» **What you will do**:
Skip the pictures and repeat each line of the data exactly.

» **Given information**:

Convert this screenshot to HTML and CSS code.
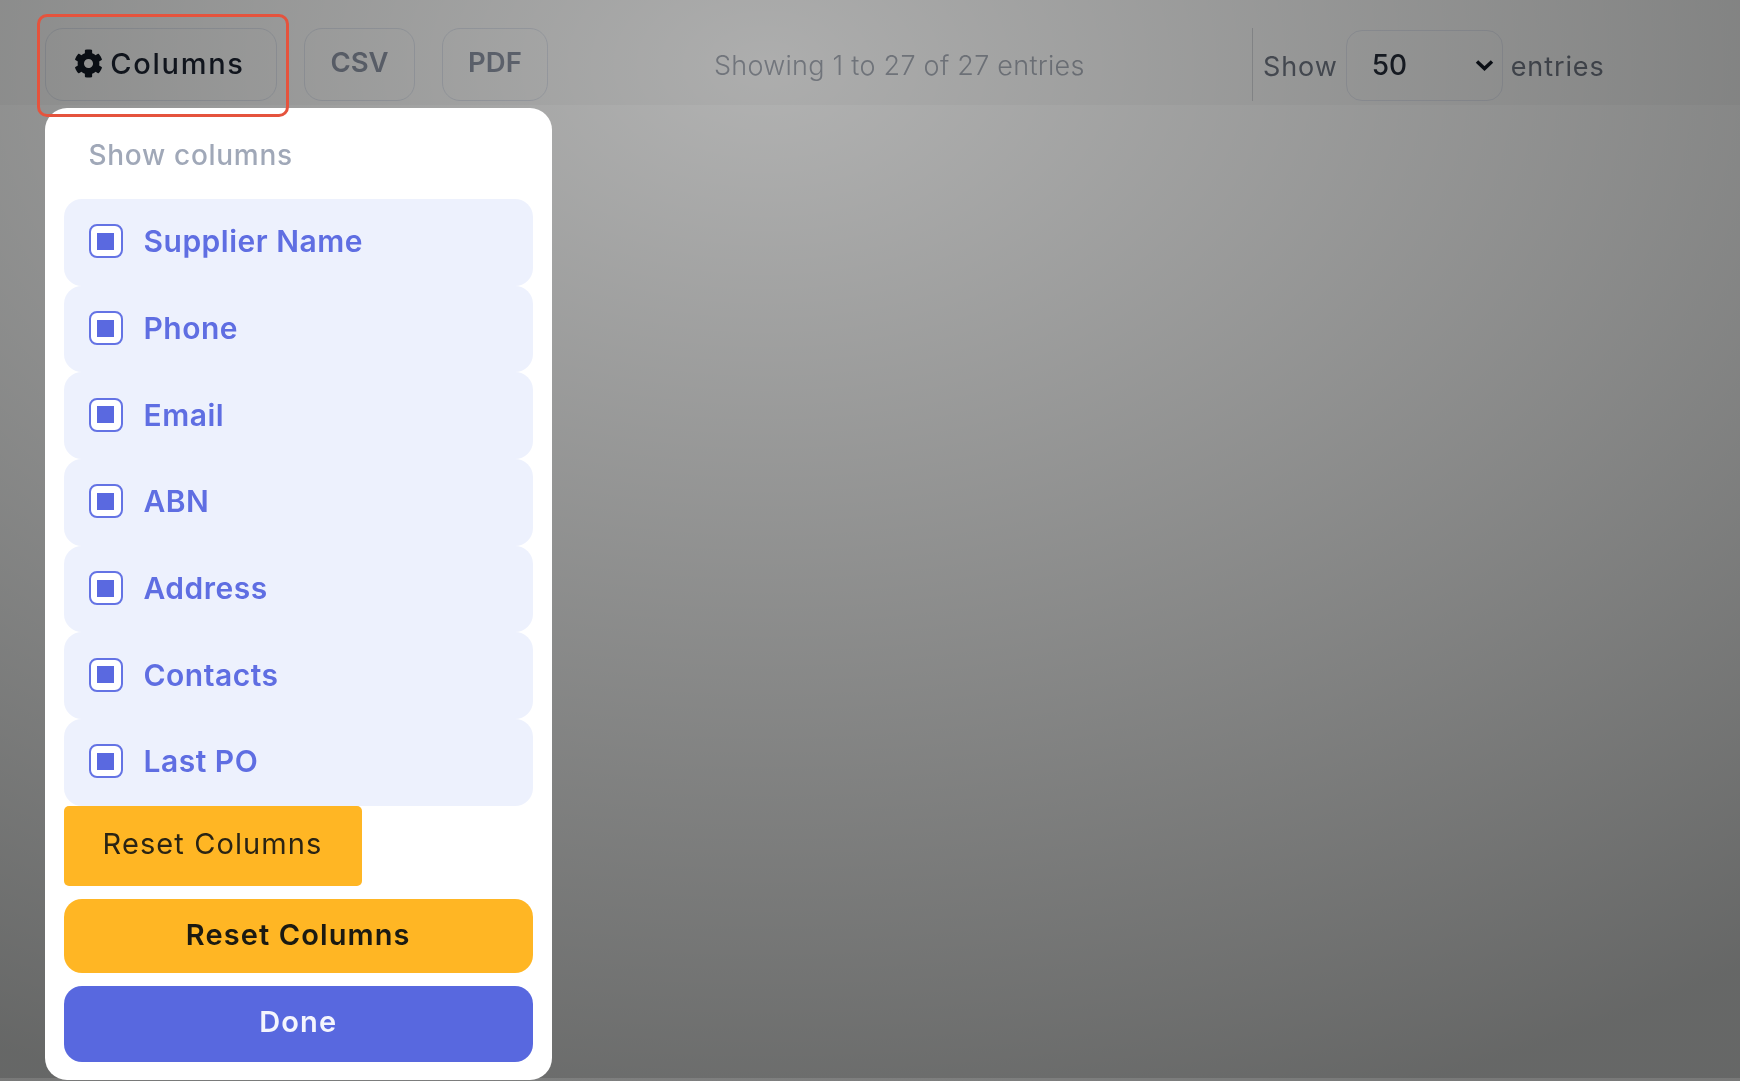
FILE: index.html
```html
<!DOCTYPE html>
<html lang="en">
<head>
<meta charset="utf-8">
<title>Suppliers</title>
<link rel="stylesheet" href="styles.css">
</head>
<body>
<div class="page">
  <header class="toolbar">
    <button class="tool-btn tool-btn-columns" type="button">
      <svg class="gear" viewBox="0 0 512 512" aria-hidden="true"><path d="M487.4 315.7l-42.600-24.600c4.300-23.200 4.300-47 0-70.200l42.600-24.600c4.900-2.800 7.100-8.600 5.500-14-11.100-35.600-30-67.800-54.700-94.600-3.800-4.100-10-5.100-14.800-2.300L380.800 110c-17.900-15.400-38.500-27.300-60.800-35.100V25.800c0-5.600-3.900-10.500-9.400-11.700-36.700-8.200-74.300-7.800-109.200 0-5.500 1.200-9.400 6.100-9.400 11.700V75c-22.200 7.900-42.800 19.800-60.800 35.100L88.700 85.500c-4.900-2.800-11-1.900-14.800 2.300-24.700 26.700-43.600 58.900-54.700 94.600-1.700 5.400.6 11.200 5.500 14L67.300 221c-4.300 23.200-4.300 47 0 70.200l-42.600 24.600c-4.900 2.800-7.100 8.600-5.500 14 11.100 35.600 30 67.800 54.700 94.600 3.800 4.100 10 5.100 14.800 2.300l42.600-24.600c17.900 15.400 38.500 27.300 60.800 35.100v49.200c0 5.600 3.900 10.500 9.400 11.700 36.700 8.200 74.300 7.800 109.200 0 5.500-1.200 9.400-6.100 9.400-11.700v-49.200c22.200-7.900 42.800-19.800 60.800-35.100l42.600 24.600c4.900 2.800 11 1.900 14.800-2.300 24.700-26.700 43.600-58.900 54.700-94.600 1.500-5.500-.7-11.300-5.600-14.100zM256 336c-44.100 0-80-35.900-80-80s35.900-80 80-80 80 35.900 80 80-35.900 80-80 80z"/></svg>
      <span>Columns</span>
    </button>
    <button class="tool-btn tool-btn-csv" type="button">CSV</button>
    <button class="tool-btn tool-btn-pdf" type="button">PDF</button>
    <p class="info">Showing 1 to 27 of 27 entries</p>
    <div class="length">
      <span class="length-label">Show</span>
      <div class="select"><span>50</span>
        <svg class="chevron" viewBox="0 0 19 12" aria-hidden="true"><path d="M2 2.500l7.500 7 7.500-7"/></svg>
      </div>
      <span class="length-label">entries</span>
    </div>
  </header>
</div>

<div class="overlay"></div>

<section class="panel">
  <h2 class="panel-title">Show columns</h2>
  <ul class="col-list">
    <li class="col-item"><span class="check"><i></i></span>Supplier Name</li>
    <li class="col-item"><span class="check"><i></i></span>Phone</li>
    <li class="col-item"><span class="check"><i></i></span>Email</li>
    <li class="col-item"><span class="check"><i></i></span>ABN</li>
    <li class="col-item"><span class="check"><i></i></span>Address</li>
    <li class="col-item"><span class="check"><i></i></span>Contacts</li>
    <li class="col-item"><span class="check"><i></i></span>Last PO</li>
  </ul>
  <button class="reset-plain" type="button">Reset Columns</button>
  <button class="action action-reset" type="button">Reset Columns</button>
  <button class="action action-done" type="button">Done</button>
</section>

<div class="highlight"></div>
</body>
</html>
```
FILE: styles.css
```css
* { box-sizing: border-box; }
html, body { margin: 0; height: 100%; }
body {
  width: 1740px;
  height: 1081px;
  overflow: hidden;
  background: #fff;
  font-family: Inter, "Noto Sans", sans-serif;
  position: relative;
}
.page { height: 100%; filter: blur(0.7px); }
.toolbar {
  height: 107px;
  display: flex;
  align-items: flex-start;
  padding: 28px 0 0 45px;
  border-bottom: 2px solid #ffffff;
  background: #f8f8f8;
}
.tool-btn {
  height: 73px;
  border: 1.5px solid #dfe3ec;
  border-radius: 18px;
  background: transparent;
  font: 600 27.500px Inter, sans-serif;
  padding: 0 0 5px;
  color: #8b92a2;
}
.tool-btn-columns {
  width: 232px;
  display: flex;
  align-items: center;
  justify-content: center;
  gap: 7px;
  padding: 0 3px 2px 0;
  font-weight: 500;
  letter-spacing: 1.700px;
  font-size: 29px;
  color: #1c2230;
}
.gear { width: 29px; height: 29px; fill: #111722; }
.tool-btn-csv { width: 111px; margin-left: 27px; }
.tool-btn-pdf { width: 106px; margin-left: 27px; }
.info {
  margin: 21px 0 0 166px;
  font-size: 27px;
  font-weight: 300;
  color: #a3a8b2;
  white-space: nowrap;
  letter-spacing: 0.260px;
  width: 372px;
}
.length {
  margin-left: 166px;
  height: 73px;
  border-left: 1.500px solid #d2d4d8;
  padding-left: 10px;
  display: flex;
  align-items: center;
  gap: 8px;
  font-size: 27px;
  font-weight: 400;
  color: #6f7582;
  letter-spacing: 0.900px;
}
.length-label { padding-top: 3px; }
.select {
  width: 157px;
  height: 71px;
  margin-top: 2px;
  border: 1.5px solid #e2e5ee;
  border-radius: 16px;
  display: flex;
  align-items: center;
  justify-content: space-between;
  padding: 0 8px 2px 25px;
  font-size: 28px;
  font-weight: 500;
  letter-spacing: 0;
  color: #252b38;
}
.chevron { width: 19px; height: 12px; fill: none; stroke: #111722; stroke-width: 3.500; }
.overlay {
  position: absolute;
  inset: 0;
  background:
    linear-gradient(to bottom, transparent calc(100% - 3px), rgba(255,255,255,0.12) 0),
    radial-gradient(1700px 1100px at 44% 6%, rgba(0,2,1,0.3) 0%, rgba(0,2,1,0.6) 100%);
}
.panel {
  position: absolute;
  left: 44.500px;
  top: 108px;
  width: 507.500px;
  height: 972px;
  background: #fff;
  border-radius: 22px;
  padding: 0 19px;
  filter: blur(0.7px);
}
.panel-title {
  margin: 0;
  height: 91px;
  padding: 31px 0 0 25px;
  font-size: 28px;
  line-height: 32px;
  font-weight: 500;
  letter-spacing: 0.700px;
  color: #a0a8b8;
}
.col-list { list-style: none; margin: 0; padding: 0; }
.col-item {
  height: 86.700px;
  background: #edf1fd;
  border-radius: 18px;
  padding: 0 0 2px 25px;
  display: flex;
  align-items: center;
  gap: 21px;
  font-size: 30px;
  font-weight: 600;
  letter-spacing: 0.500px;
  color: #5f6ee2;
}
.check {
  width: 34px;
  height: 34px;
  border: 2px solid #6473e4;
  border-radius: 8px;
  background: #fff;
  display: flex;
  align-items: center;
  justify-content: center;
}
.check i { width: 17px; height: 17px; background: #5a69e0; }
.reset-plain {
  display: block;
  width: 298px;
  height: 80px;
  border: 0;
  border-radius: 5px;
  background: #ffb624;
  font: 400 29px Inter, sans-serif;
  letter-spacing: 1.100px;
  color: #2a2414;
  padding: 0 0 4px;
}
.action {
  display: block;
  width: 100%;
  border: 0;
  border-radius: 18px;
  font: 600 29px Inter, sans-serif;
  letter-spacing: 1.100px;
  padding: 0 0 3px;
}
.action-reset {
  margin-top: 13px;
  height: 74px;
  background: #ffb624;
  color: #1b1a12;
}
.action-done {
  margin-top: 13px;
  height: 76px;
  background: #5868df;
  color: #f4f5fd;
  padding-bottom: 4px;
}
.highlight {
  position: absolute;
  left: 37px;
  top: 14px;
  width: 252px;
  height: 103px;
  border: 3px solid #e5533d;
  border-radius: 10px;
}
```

» **Solution for this problem**:
Convert this screenshot to HTML and CSS code.
FILE: index.html
```html
<!DOCTYPE html>
<html lang="en">
<head>
<meta charset="utf-8">
<title>Suppliers</title>
<link rel="stylesheet" href="styles.css">
</head>
<body>
<div class="page">
  <header class="toolbar">
    <button class="tool-btn tool-btn-columns" type="button">
      <svg class="gear" viewBox="0 0 512 512" aria-hidden="true"><path d="M487.4 315.7l-42.600-24.600c4.300-23.200 4.300-47 0-70.200l42.600-24.600c4.900-2.800 7.100-8.600 5.500-14-11.100-35.600-30-67.800-54.700-94.600-3.800-4.100-10-5.100-14.800-2.300L380.800 110c-17.900-15.400-38.500-27.300-60.800-35.100V25.800c0-5.600-3.900-10.500-9.400-11.700-36.700-8.200-74.300-7.800-109.200 0-5.500 1.200-9.400 6.100-9.400 11.700V75c-22.200 7.900-42.800 19.800-60.800 35.100L88.700 85.500c-4.900-2.800-11-1.900-14.800 2.300-24.700 26.700-43.600 58.900-54.700 94.600-1.700 5.400.6 11.200 5.500 14L67.300 221c-4.300 23.200-4.300 47 0 70.200l-42.600 24.600c-4.900 2.800-7.100 8.600-5.500 14 11.100 35.600 30 67.800 54.700 94.600 3.800 4.100 10 5.100 14.800 2.300l42.600-24.600c17.900 15.400 38.500 27.300 60.800 35.100v49.200c0 5.600 3.900 10.500 9.400 11.700 36.700 8.200 74.300 7.800 109.200 0 5.500-1.200 9.400-6.100 9.400-11.700v-49.200c22.200-7.900 42.800-19.800 60.800-35.100l42.600 24.600c4.900 2.800 11 1.900 14.800-2.300 24.700-26.700 43.600-58.900 54.700-94.600 1.500-5.500-.7-11.300-5.600-14.100zM256 336c-44.100 0-80-35.900-80-80s35.900-80 80-80 80 35.900 80 80-35.900 80-80 80z"/></svg>
      <span>Columns</span>
    </button>
    <button class="tool-btn tool-btn-csv" type="button">CSV</button>
    <button class="tool-btn tool-btn-pdf" type="button">PDF</button>
    <p class="info">Showing 1 to 27 of 27 entries</p>
    <div class="length">
      <span class="length-label">Show</span>
      <div class="select"><span>50</span>
        <svg class="chevron" viewBox="0 0 19 12" aria-hidden="true"><path d="M2 2.500l7.500 7 7.500-7"/></svg>
      </div>
      <span class="length-label">entries</span>
    </div>
  </header>
</div>

<div class="overlay"></div>

<section class="panel">
  <h2 class="panel-title">Show columns</h2>
  <ul class="col-list">
    <li class="col-item"><span class="check"><i></i></span>Supplier Name</li>
    <li class="col-item"><span class="check"><i></i></span>Phone</li>
    <li class="col-item"><span class="check"><i></i></span>Email</li>
    <li class="col-item"><span class="check"><i></i></span>ABN</li>
    <li class="col-item"><span class="check"><i></i></span>Address</li>
    <li class="col-item"><span class="check"><i></i></span>Contacts</li>
    <li class="col-item"><span class="check"><i></i></span>Last PO</li>
  </ul>
  <button class="reset-plain" type="button">Reset Columns</button>
  <button class="action action-reset" type="button">Reset Columns</button>
  <button class="action action-done" type="button">Done</button>
</section>

<div class="highlight"></div>
</body>
</html>
```
FILE: styles.css
```css
* { box-sizing: border-box; }
html, body { margin: 0; height: 100%; }
body {
  width: 1740px;
  height: 1081px;
  overflow: hidden;
  background: #fff;
  font-family: Inter, "Noto Sans", sans-serif;
  position: relative;
}
.page { height: 100%; filter: blur(0.7px); }
.toolbar {
  height: 107px;
  display: flex;
  align-items: flex-start;
  padding: 28px 0 0 45px;
  border-bottom: 2px solid #ffffff;
  background: #f8f8f8;
}
.tool-btn {
  height: 73px;
  border: 1.5px solid #dfe3ec;
  border-radius: 18px;
  background: transparent;
  font: 600 27.500px Inter, sans-serif;
  padding: 0 0 5px;
  color: #8b92a2;
}
.tool-btn-columns {
  width: 232px;
  display: flex;
  align-items: center;
  justify-content: center;
  gap: 7px;
  padding: 0 3px 2px 0;
  font-weight: 500;
  letter-spacing: 1.700px;
  font-size: 29px;
  color: #1c2230;
}
.gear { width: 29px; height: 29px; fill: #111722; }
.tool-btn-csv { width: 111px; margin-left: 27px; }
.tool-btn-pdf { width: 106px; margin-left: 27px; }
.info {
  margin: 21px 0 0 166px;
  font-size: 27px;
  font-weight: 300;
  color: #a3a8b2;
  white-space: nowrap;
  letter-spacing: 0.260px;
  width: 372px;
}
.length {
  margin-left: 166px;
  height: 73px;
  border-left: 1.500px solid #d2d4d8;
  padding-left: 10px;
  display: flex;
  align-items: center;
  gap: 8px;
  font-size: 27px;
  font-weight: 400;
  color: #6f7582;
  letter-spacing: 0.900px;
}
.length-label { padding-top: 3px; }
.select {
  width: 157px;
  height: 71px;
  margin-top: 2px;
  border: 1.5px solid #e2e5ee;
  border-radius: 16px;
  display: flex;
  align-items: center;
  justify-content: space-between;
  padding: 0 8px 2px 25px;
  font-size: 28px;
  font-weight: 500;
  letter-spacing: 0;
  color: #252b38;
}
.chevron { width: 19px; height: 12px; fill: none; stroke: #111722; stroke-width: 3.500; }
.overlay {
  position: absolute;
  inset: 0;
  background:
    linear-gradient(to bottom, transparent calc(100% - 3px), rgba(255,255,255,0.12) 0),
    radial-gradient(1700px 1100px at 44% 6%, rgba(0,2,1,0.3) 0%, rgba(0,2,1,0.6) 100%);
}
.panel {
  position: absolute;
  left: 44.500px;
  top: 108px;
  width: 507.500px;
  height: 972px;
  background: #fff;
  border-radius: 22px;
  padding: 0 19px;
  filter: blur(0.7px);
}
.panel-title {
  margin: 0;
  height: 91px;
  padding: 31px 0 0 25px;
  font-size: 28px;
  line-height: 32px;
  font-weight: 500;
  letter-spacing: 0.700px;
  color: #a0a8b8;
}
.col-list { list-style: none; margin: 0; padding: 0; }
.col-item {
  height: 86.700px;
  background: #edf1fd;
  border-radius: 18px;
  padding: 0 0 2px 25px;
  display: flex;
  align-items: center;
  gap: 21px;
  font-size: 30px;
  font-weight: 600;
  letter-spacing: 0.500px;
  color: #5f6ee2;
}
.check {
  width: 34px;
  height: 34px;
  border: 2px solid #6473e4;
  border-radius: 8px;
  background: #fff;
  display: flex;
  align-items: center;
  justify-content: center;
}
.check i { width: 17px; height: 17px; background: #5a69e0; }
.reset-plain {
  display: block;
  width: 298px;
  height: 80px;
  border: 0;
  border-radius: 5px;
  background: #ffb624;
  font: 400 29px Inter, sans-serif;
  letter-spacing: 1.100px;
  color: #2a2414;
  padding: 0 0 4px;
}
.action {
  display: block;
  width: 100%;
  border: 0;
  border-radius: 18px;
  font: 600 29px Inter, sans-serif;
  letter-spacing: 1.100px;
  padding: 0 0 3px;
}
.action-reset {
  margin-top: 13px;
  height: 74px;
  background: #ffb624;
  color: #1b1a12;
}
.action-done {
  margin-top: 13px;
  height: 76px;
  background: #5868df;
  color: #f4f5fd;
  padding-bottom: 4px;
}
.highlight {
  position: absolute;
  left: 37px;
  top: 14px;
  width: 252px;
  height: 103px;
  border: 3px solid #e5533d;
  border-radius: 10px;
}
```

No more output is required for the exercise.